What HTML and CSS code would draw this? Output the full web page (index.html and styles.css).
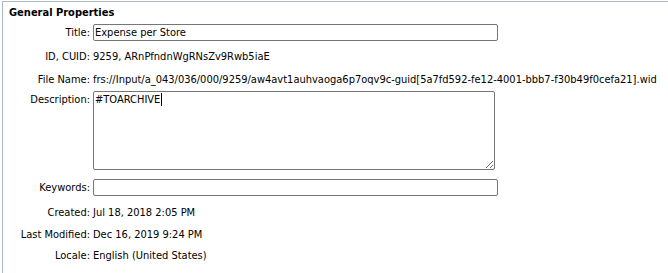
FILE: index.html
```html
<!DOCTYPE html>
<html lang="en">
<head>
    <meta charset="UTF-8">
    <title>General Properties</title>
    <link rel="stylesheet" href="styles.css">
</head>
<body>
    <div class="panel">
        <div class="panel-title">General Properties</div>
        <div class="props">
            <label class="prop-label">Title:</label>
            <div class="prop-value"><input type="text" class="field" value="Expense per Store"></div>

            <span class="prop-label">ID, CUID:</span>
            <span class="prop-value">9259, ARnPfndnWgRNsZv9Rwb5iaE</span>

            <span class="prop-label">File Name:</span>
            <span class="prop-value">frs://Input/a_043/036/000/9259/aw4avt1auhvaoga6p7oqv9c-guid[5a7fd592-fe12-4001-bbb7-f30b49f0cefa21].wid</span>

            <label class="prop-label top">Description:</label>
            <div class="prop-value top">
                <span class="area-wrap">
                    <textarea class="area">#TOARCHIVE</textarea>
                    <span class="caret"></span>
                </span>
            </div>

            <label class="prop-label">Keywords:</label>
            <div class="prop-value"><input type="text" class="field" value=""></div>

            <span class="prop-label">Created:</span>
            <span class="prop-value">Jul 18, 2018 2:05 PM</span>

            <span class="prop-label">Last Modified:</span>
            <span class="prop-value">Dec 16, 2019 9:24 PM</span>

            <span class="prop-label">Locale:</span>
            <span class="prop-value">English (United States)</span>
        </div>
    </div>
</body>
</html>
```

FILE: styles.css
```css
body {
    margin: 0;
    padding: 0;
    background: #fff;
    font-family: "DejaVu Sans Condensed", "DejaVu Sans", sans-serif;
    font-size: 11px;
    line-height: 13px;
    color: #000;
}

.panel {
    margin: 1px 0 0 2px;
    border-top: 1px solid #a9b8cd;
    border-left: 1px solid #a9b8cd;
    height: 272px;
    box-sizing: border-box;
}

.panel-title {
    font-weight: bold;
    padding: 4px 6px 1px;
}

.props {
    display: grid;
    grid-template-columns: 87px 1fr;
    grid-template-rows: 24px 24px 22px 84px 26px 24px 20px 22px;
    column-gap: 3px;
    align-items: center;
}

.prop-label {
    text-align: right;
    white-space: nowrap;
}

.prop-value {
    white-space: nowrap;
}

.prop-label.top {
    align-self: start;
    padding-top: 3px;
}

.prop-value.top {
    align-self: start;
    padding-top: 1px;
}

.field {
    display: block;
    width: 405px;
    height: 17px;
    box-sizing: border-box;
    margin: 0;
    padding: 0 1px;
    border: 1px solid #767676;
    border-radius: 2px;
    font: inherit;
    color: #000;
}

.area-wrap {
    position: relative;
    display: block;
    width: 402px;
    height: 79px;
}

.area {
    display: block;
    width: 402px;
    height: 79px;
    box-sizing: border-box;
    margin: 0;
    padding: 1px 1px;
    border: 1px solid #767676;
    border-radius: 2px;
    font: inherit;
    color: #000;
}

.caret {
    position: absolute;
    left: 68px;
    top: 2px;
    width: 1px;
    height: 13px;
    background: #000;
}
```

========

◆ **GIVEN TASK**
Return the material word for word. Pictures are not part of the copy.

◆ **OUTPUT OF THE TASK**
What HTML and CSS code would draw this? Output the full web page (index.html and styles.css).
FILE: index.html
```html
<!DOCTYPE html>
<html lang="en">
<head>
    <meta charset="UTF-8">
    <title>General Properties</title>
    <link rel="stylesheet" href="styles.css">
</head>
<body>
    <div class="panel">
        <div class="panel-title">General Properties</div>
        <div class="props">
            <label class="prop-label">Title:</label>
            <div class="prop-value"><input type="text" class="field" value="Expense per Store"></div>

            <span class="prop-label">ID, CUID:</span>
            <span class="prop-value">9259, ARnPfndnWgRNsZv9Rwb5iaE</span>

            <span class="prop-label">File Name:</span>
            <span class="prop-value">frs://Input/a_043/036/000/9259/aw4avt1auhvaoga6p7oqv9c-guid[5a7fd592-fe12-4001-bbb7-f30b49f0cefa21].wid</span>

            <label class="prop-label top">Description:</label>
            <div class="prop-value top">
                <span class="area-wrap">
                    <textarea class="area">#TOARCHIVE</textarea>
                    <span class="caret"></span>
                </span>
            </div>

            <label class="prop-label">Keywords:</label>
            <div class="prop-value"><input type="text" class="field" value=""></div>

            <span class="prop-label">Created:</span>
            <span class="prop-value">Jul 18, 2018 2:05 PM</span>

            <span class="prop-label">Last Modified:</span>
            <span class="prop-value">Dec 16, 2019 9:24 PM</span>

            <span class="prop-label">Locale:</span>
            <span class="prop-value">English (United States)</span>
        </div>
    </div>
</body>
</html>
```

FILE: styles.css
```css
body {
    margin: 0;
    padding: 0;
    background: #fff;
    font-family: "DejaVu Sans Condensed", "DejaVu Sans", sans-serif;
    font-size: 11px;
    line-height: 13px;
    color: #000;
}

.panel {
    margin: 1px 0 0 2px;
    border-top: 1px solid #a9b8cd;
    border-left: 1px solid #a9b8cd;
    height: 272px;
    box-sizing: border-box;
}

.panel-title {
    font-weight: bold;
    padding: 4px 6px 1px;
}

.props {
    display: grid;
    grid-template-columns: 87px 1fr;
    grid-template-rows: 24px 24px 22px 84px 26px 24px 20px 22px;
    column-gap: 3px;
    align-items: center;
}

.prop-label {
    text-align: right;
    white-space: nowrap;
}

.prop-value {
    white-space: nowrap;
}

.prop-label.top {
    align-self: start;
    padding-top: 3px;
}

.prop-value.top {
    align-self: start;
    padding-top: 1px;
}

.field {
    display: block;
    width: 405px;
    height: 17px;
    box-sizing: border-box;
    margin: 0;
    padding: 0 1px;
    border: 1px solid #767676;
    border-radius: 2px;
    font: inherit;
    color: #000;
}

.area-wrap {
    position: relative;
    display: block;
    width: 402px;
    height: 79px;
}

.area {
    display: block;
    width: 402px;
    height: 79px;
    box-sizing: border-box;
    margin: 0;
    padding: 1px 1px;
    border: 1px solid #767676;
    border-radius: 2px;
    font: inherit;
    color: #000;
}

.caret {
    position: absolute;
    left: 68px;
    top: 2px;
    width: 1px;
    height: 13px;
    background: #000;
}
```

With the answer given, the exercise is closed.